Can you write out all the lines word for word, with no pictures?

== DATASET SECTION

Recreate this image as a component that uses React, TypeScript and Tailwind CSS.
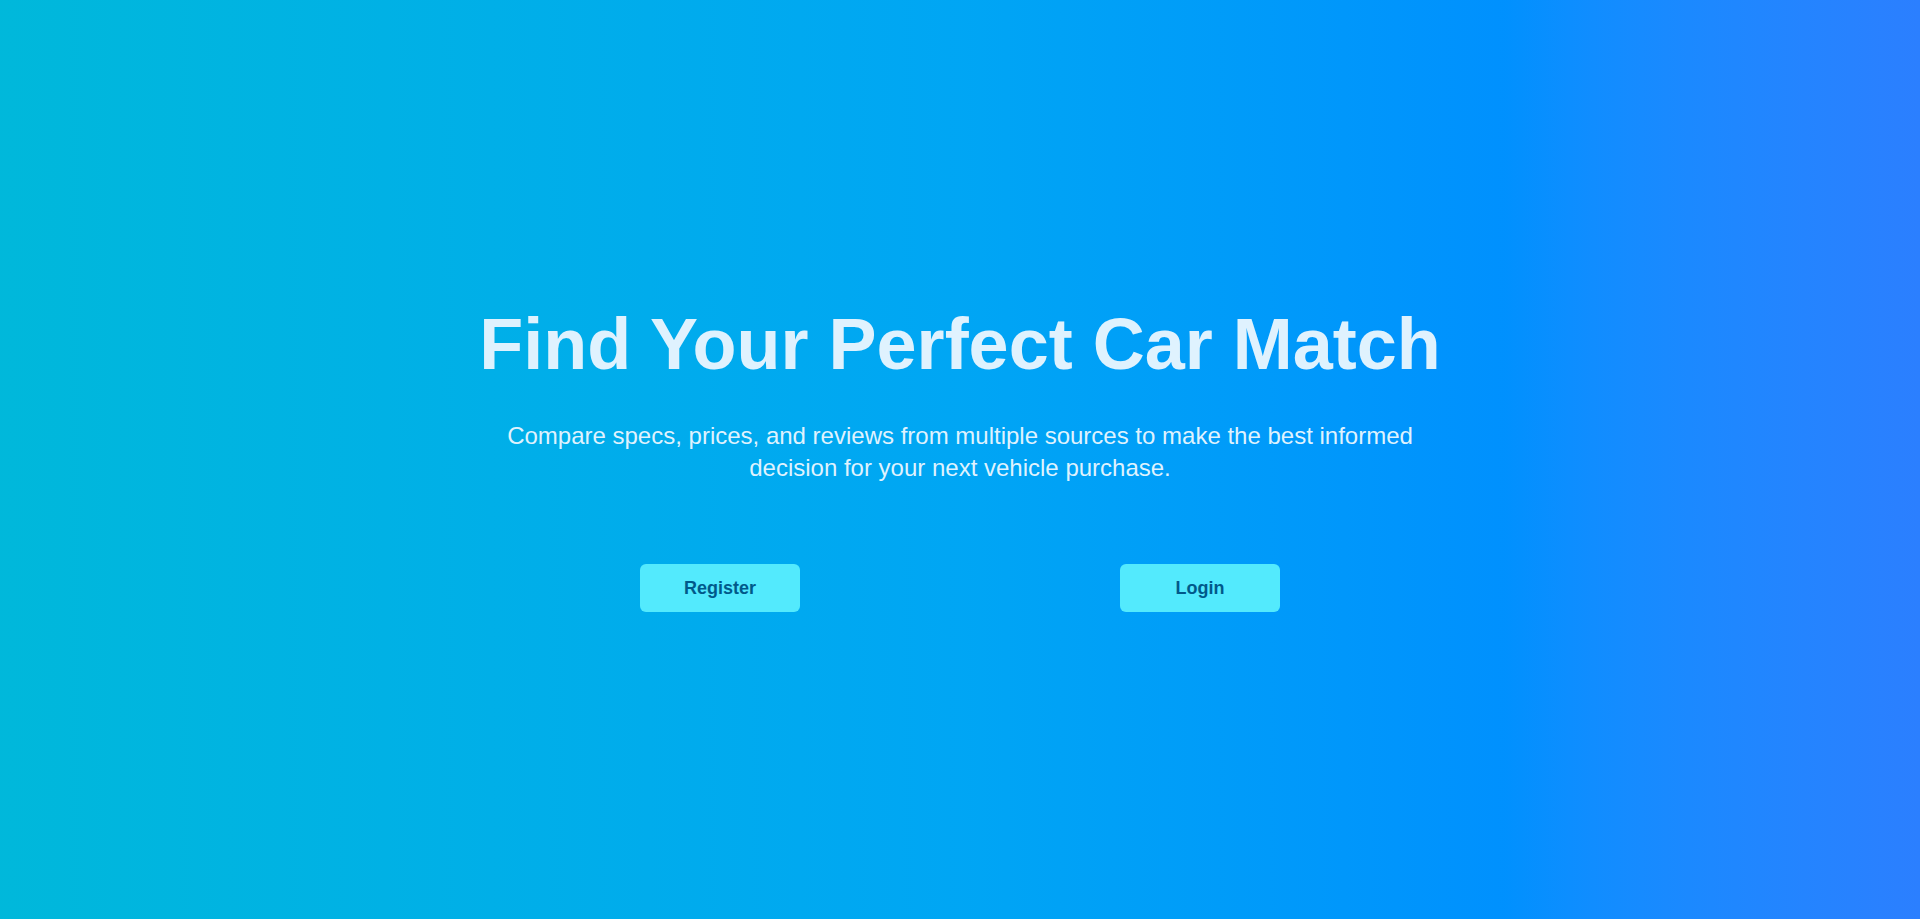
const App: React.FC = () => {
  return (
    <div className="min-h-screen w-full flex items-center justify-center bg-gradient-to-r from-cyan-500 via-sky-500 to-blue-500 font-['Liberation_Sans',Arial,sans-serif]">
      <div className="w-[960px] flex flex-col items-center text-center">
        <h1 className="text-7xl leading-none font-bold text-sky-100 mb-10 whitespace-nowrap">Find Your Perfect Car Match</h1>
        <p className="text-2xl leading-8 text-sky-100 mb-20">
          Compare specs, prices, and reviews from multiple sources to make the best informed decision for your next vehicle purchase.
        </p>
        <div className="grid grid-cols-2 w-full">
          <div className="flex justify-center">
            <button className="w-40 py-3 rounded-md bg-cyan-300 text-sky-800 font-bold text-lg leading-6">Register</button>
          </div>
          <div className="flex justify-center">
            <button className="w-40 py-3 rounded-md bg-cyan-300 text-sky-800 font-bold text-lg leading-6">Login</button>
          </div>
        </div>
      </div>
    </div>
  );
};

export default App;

====

# [RESPONSE BELOW]
Recreate this image as a component that uses React, TypeScript and Tailwind CSS.
const App: React.FC = () => {
  return (
    <div className="min-h-screen w-full flex items-center justify-center bg-gradient-to-r from-cyan-500 via-sky-500 to-blue-500 font-['Liberation_Sans',Arial,sans-serif]">
      <div className="w-[960px] flex flex-col items-center text-center">
        <h1 className="text-7xl leading-none font-bold text-sky-100 mb-10 whitespace-nowrap">Find Your Perfect Car Match</h1>
        <p className="text-2xl leading-8 text-sky-100 mb-20">
          Compare specs, prices, and reviews from multiple sources to make the best informed decision for your next vehicle purchase.
        </p>
        <div className="grid grid-cols-2 w-full">
          <div className="flex justify-center">
            <button className="w-40 py-3 rounded-md bg-cyan-300 text-sky-800 font-bold text-lg leading-6">Register</button>
          </div>
          <div className="flex justify-center">
            <button className="w-40 py-3 rounded-md bg-cyan-300 text-sky-800 font-bold text-lg leading-6">Login</button>
          </div>
        </div>
      </div>
    </div>
  );
};

export default App;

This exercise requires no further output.